Heat treatment induced structural change and aggregation behavior of Moringa Oleifera seed salt-soluble protein

This study aimed to investigate effects of heat treatment temperatures (60degree celsius, 70degree celsius, 80degree celsius, 90degree celsius, 100degree celsius) and times (10 min, 30 min, 60 min) on the aggregation behavior of Moringa Oleifera seed salt-soluble protein (MOSP). With the increase of heating temperature and time, the MOSP solutions were changed from a more transparent state to a cloudy and opaque state, the absorbance value of the MOSP solution increased significantly, and the particle size gradually increased to a maximum of 1220.33 nm (100degree celsius, 30 min). The polymer dispersion index (PDI) also increased and the maximum PDI of MOSP (100degree celsius, 10 min) was 0.53, but the absolute value of the zeta-potential was gradually decreased. With the increase of heating temperature and heating time, the beta-sheet content of MOSP was increased to 30.8%, while the alpha-helix content of MOSP decreased. There was no obvious change in the subunit distribution of the heat-induced MOSP. The spectrum analysis displayed that heat treatment led to the exposure of the hydrophobic residues in MOSP, but as the heating temperature was further increased to 90degree celsius, re-embedding of the hydrophobic groups was observed due to the formation of aggregates. The total sulfhydryl group (-SHT) increased with the increase of temperature, while the free sulfhydryl group (-SHF)first decreased and then increased during short-term heating (10 and 30 min).
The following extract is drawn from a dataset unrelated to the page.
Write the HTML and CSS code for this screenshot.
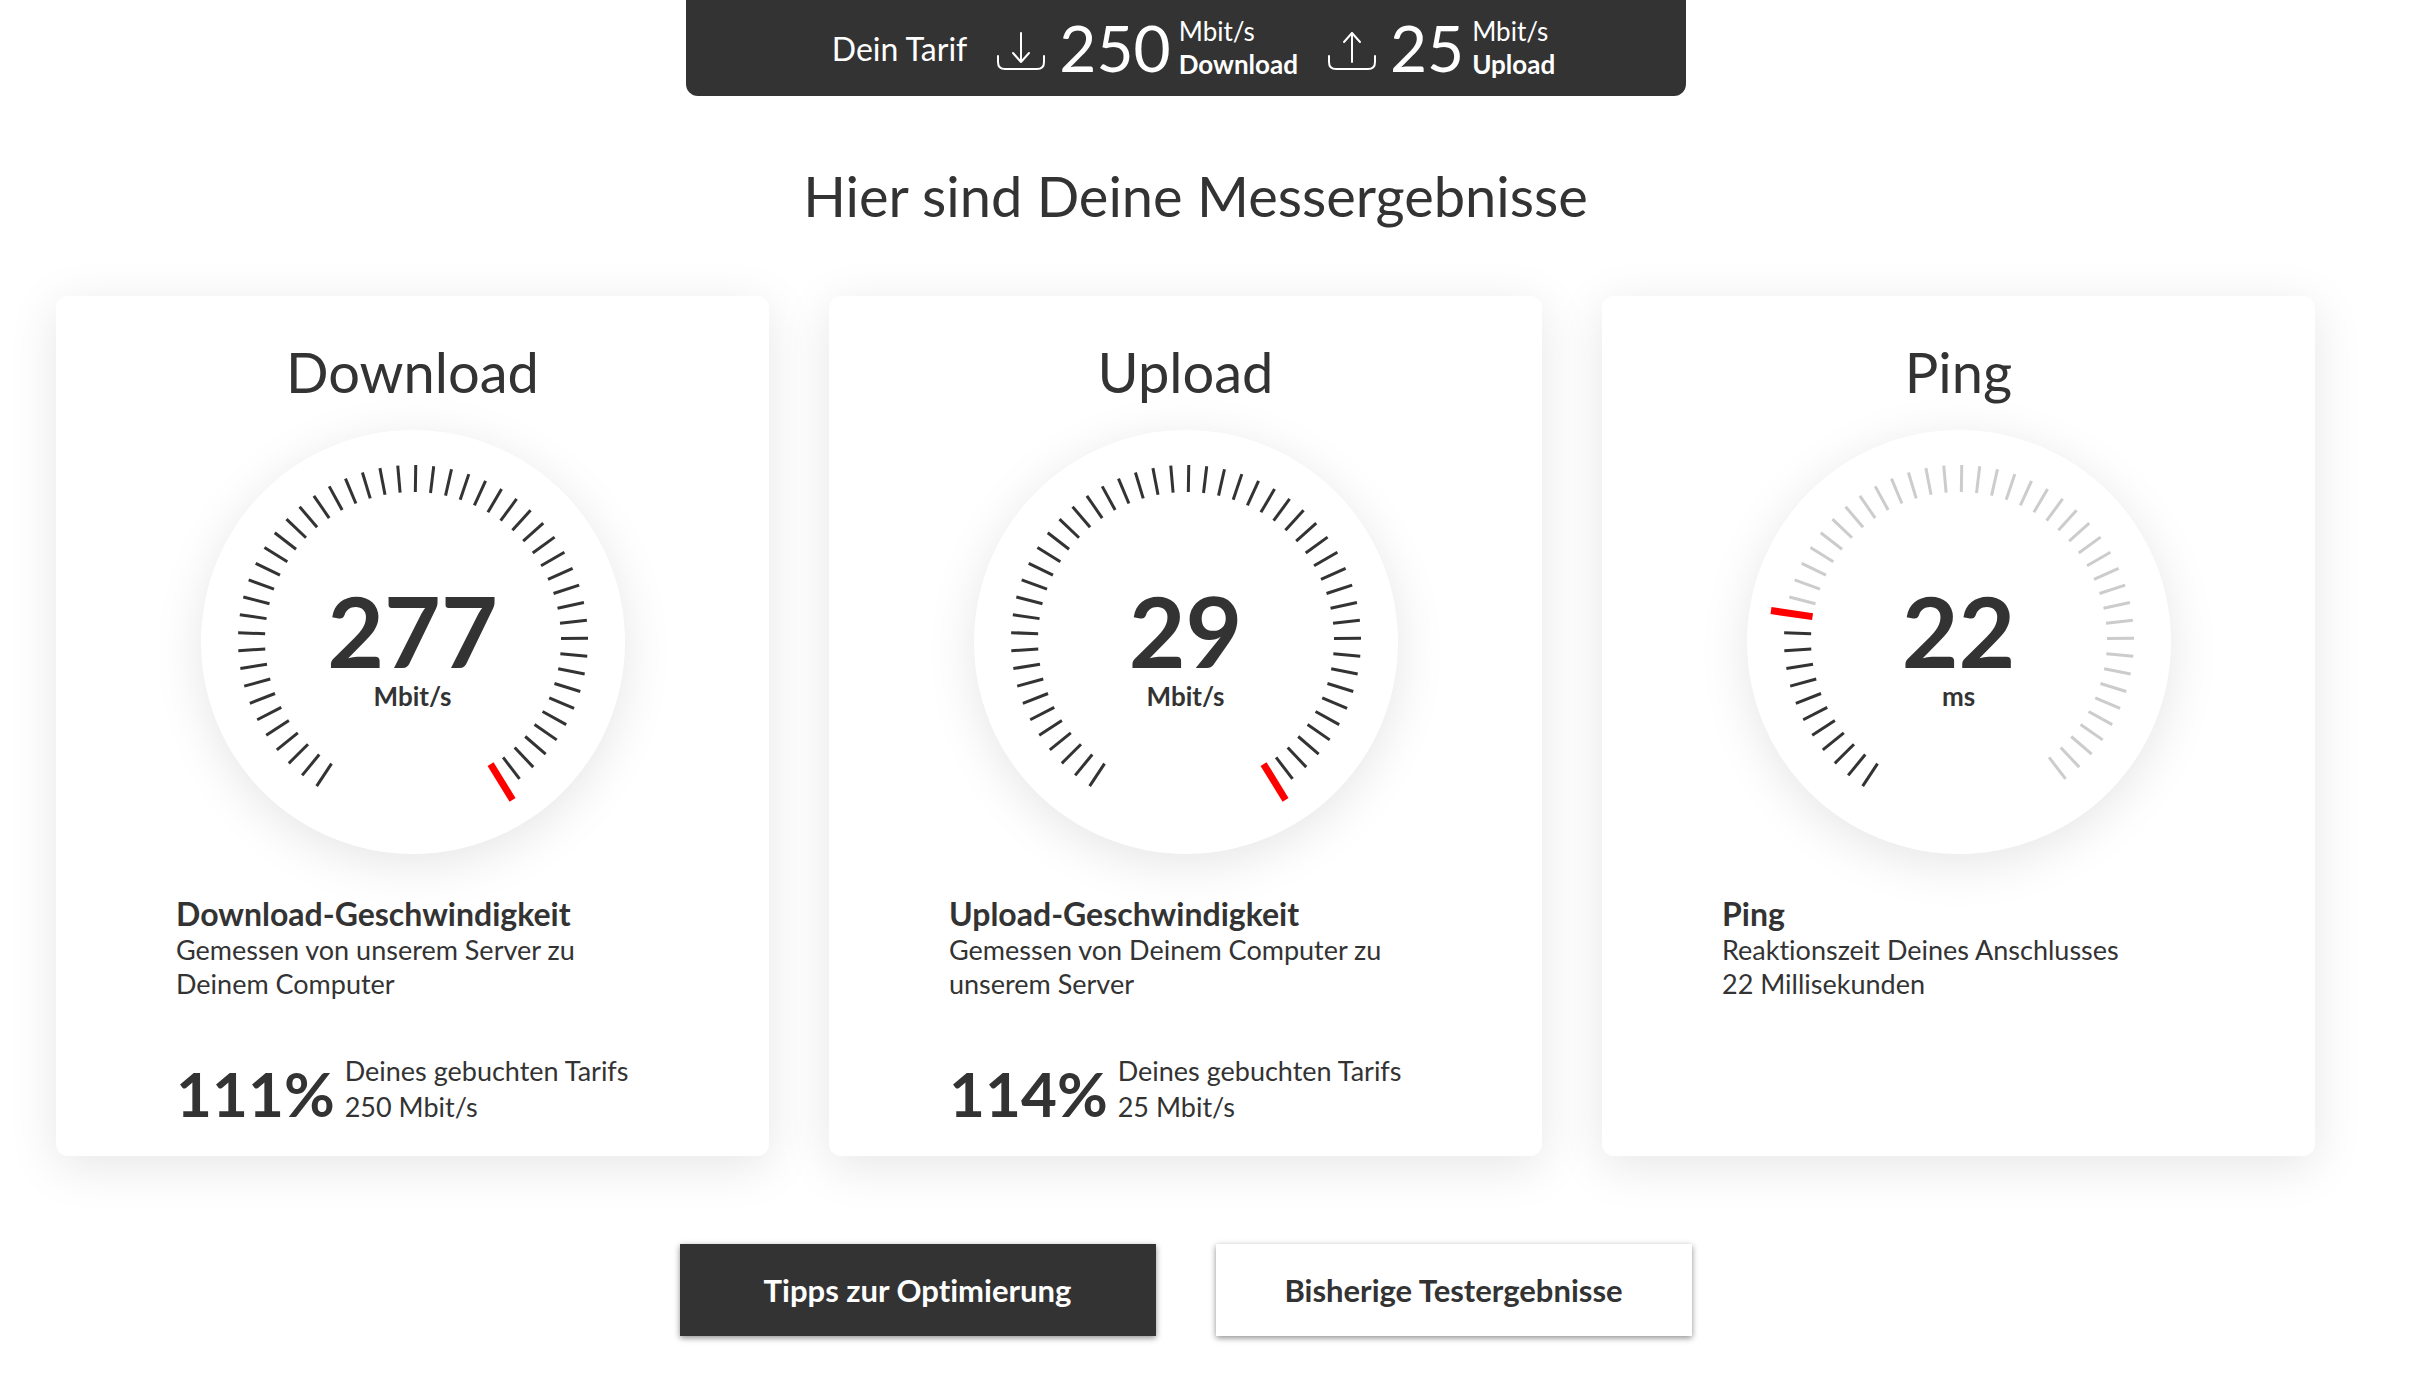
FILE: index.html
```html
<!DOCTYPE html>
<html lang="de">
<head>
  <meta charset="UTF-8">
  <meta name="viewport" content="width=device-width, initial-scale=1.0">
  <title>Speedtest</title>
  <link rel="stylesheet" href="styles.css">
</head>
<body>
  <div class="page">
    <header class="tariff-bar">
      <span class="tariff-label">Dein Tarif</span>
      <div class="tariff-item">
        <svg class="tariff-icon" viewBox="0 0 48 40" aria-hidden="true">
          <path d="M1 25v6q0 7 7 7h32q7 0 7-7v-6M24 2v29M16 22l8 9 8-9"/>
        </svg>
        <span class="tariff-speed">250</span>
        <div class="tariff-unit">Mbit/s<strong>Download</strong></div>
      </div>
      <div class="tariff-item">
        <svg class="tariff-icon" viewBox="0 0 48 40" aria-hidden="true">
          <path d="M1 25v6q0 7 7 7h32q7 0 7-7v-6M24 31V2M16 11l8-9 8 9"/>
        </svg>
        <span class="tariff-speed">25</span>
        <div class="tariff-unit">Mbit/s<strong>Upload</strong></div>
      </div>
    </header>

    <h1>Hier sind Deine Messergebnisse</h1>

    <main class="cards">
      <section class="card">
        <h2>Download</h2>
        <div class="gauge">
          <svg class="dial" viewBox="0 0 424 424" data-value="277" data-max="250" aria-hidden="true"></svg>
          <div class="reading">
            <span class="value">277</span>
            <span class="unit">Mbit/s</span>
          </div>
        </div>
        <div class="info">
          <h3>Download-Geschwindigkeit</h3>
          <p>Gemessen von unserem Server zu Deinem Computer</p>
          <div class="booked">
            <span class="percent">111%</span>
            <span class="booked-text">Deines gebuchten Tarifs<br>250 Mbit/s</span>
          </div>
        </div>
      </section>

      <section class="card">
        <h2>Upload</h2>
        <div class="gauge">
          <svg class="dial" viewBox="0 0 424 424" data-value="29" data-max="25" aria-hidden="true"></svg>
          <div class="reading">
            <span class="value">29</span>
            <span class="unit">Mbit/s</span>
          </div>
        </div>
        <div class="info">
          <h3>Upload-Geschwindigkeit</h3>
          <p>Gemessen von Deinem Computer zu unserem Server</p>
          <div class="booked">
            <span class="percent">114%</span>
            <span class="booked-text">Deines gebuchten Tarifs<br>25 Mbit/s</span>
          </div>
        </div>
      </section>

      <section class="card">
        <h2>Ping</h2>
        <div class="gauge">
          <svg class="dial" viewBox="0 0 424 424" data-value="22" data-max="100" aria-hidden="true"></svg>
          <div class="reading">
            <span class="value">22</span>
            <span class="unit">ms</span>
          </div>
        </div>
        <div class="info">
          <h3>Ping</h3>
          <p>Reaktionszeit Deines Anschlusses<br>22 Millisekunden</p>
        </div>
      </section>
    </main>

    <div class="actions">
      <button type="button" class="btn btn-dark">Tipps zur Optimierung</button>
      <button type="button" class="btn">Bisherige Testergebnisse</button>
    </div>
  </div>

  <script>
    const STEPS = 50;
    const START = -146.6; // Grad, 0 = oben
    const STEP = 5.9;
    const CX = 212;
    const CY = 210;

    document.querySelectorAll('.dial').forEach(dial => {
      const share = Math.min(dial.dataset.value / dial.dataset.max, 1);
      const current = Math.round(share * STEPS);

      for (let i = 0; i <= STEPS; i++) {
        // letzter Strich wird nur als Zeiger gezeichnet
        if (i === STEPS && i !== current) continue;
        const line = document.createElementNS('http://www.w3.org/2000/svg', 'line');
        const needle = i === current;
        const cy = needle ? CY - 2 : CY;
        line.setAttribute('x1', CX);
        line.setAttribute('x2', CX);
        line.setAttribute('y1', cy - 148);
        line.setAttribute('y2', cy - (needle ? 190 : 175));
        line.setAttribute('transform', `rotate(${START + i * STEP} ${CX} ${cy})`);
        line.setAttribute('class', needle ? 'tick needle' : i < current ? 'tick active' : 'tick');
        dial.appendChild(line);
      }
    });
  </script>
</body>
</html>
```
FILE: styles.css
```css
* {
  box-sizing: border-box;
}
body {
  margin: 0;
  font-family: Lato, sans-serif;
  font-variant-ligatures: none;
  color: #333;
  background-color: #fff;
}
h1, h2, h3, p {
  margin: 0;
}
.page {
  margin-right: 55px;
  padding: 0 56px 48px;
}

.tariff-bar {
  display: flex;
  align-items: center;
  justify-content: center;
  gap: 30px;
  max-width: 1000px;
  height: 96px;
  margin: 0 auto;
  padding-left: 16px;
  border-radius: 0 0 12px 12px;
  background-color: #333;
  color: #fff;
}
.tariff-label {
  font-size: 32px;
}
.tariff-item {
  display: flex;
  align-items: center;
}
.tariff-icon {
  width: 48px;
  height: 40px;
  margin: 6px 14px 0 0;
  fill: none;
  stroke: #fff;
  stroke-width: 2;
  stroke-linecap: round;
  stroke-linejoin: round;
}
.tariff-speed {
  margin-right: 8px;
  font-size: 64px;
  line-height: 64px;
}
.tariff-unit {
  font-size: 26px;
  line-height: 33px;
}
.tariff-unit strong {
  display: block;
}

h1 {
  margin: 66px 0;
  padding-left: 20px;
  font-size: 56px;
  font-weight: 400;
  line-height: 68px;
  text-align: center;
}

.cards {
  display: grid;
  grid-template-columns: repeat(3, 1fr);
  gap: 60px;
}
.card {
  padding: 42px 0 31px;
  border-radius: 12px;
  background-color: #fff;
  box-shadow: 0 10px 50px rgba(0, 0, 0, 0.1);
}
.card h2 {
  font-size: 56px;
  font-weight: 400;
  line-height: 68px;
  text-align: center;
}
.gauge {
  position: relative;
  width: 424px;
  height: 424px;
  margin: 24px auto 40px;
  border-radius: 50%;
  background-color: #fff;
  box-shadow: 0 10px 50px rgba(0, 0, 0, 0.1);
}
.dial {
  display: block;
  width: 100%;
}
.tick {
  stroke: #ccc;
  stroke-width: 3;
}
.tick.active {
  stroke: #333;
}
.tick.needle {
  stroke: #f00;
  stroke-width: 7;
}
.reading {
  position: absolute;
  inset: 0;
  display: flex;
  flex-direction: column;
  align-items: center;
  justify-content: center;
  padding-top: 12px;
  font-weight: 700;
}
.value {
  font-size: 98px;
  line-height: 96px;
}
.unit {
  font-size: 26px;
  line-height: 36px;
}

.info {
  padding: 0 120px;
}
.info h3 {
  font-size: 32px;
  line-height: 39px;
}
.info p {
  font-size: 27px;
  line-height: 34px;
}
.booked {
  display: flex;
  align-items: flex-end;
  gap: 10px;
  margin-top: 52px;
}
.percent {
  font-size: 62px;
  font-weight: 700;
  line-height: 64px;
}
.booked-text {
  font-size: 27px;
  line-height: 36px;
  white-space: nowrap;
}

.actions {
  display: flex;
  justify-content: center;
  gap: 60px;
  margin-top: 88px;
}
.btn {
  width: 476px;
  height: 92px;
  border: none;
  background-color: #fff;
  color: #333;
  font-family: inherit;
  font-size: 31px;
  font-weight: 700;
  font-variant-ligatures: none;
  box-shadow: 0 2px 6px rgba(0, 0, 0, 0.45);
  cursor: pointer;
}
.btn-dark {
  background-color: #333;
  color: #fff;
}
```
The maximum content of -SHF reached 4.40% and the content of disulfide bonds was 11.97% (90degree celsius, 30 min). These changes could have a significant impact on protein products and might spur innovation in new protein applications.

Automated summary

This study investigated the effect of heat treatment on the aggregation behavior of Moringa Oleifera seed salt-soluble protein (MOSP). The results showed that as the temperature and time increased, the MOSP solutions became cloudy and opaque with increased absorbance and particle size. The β-sheet content of MOSP increased while the α-helix content decreased. Heat treatment exposed hydrophobic residues in MOSP and led to the formation of aggregates.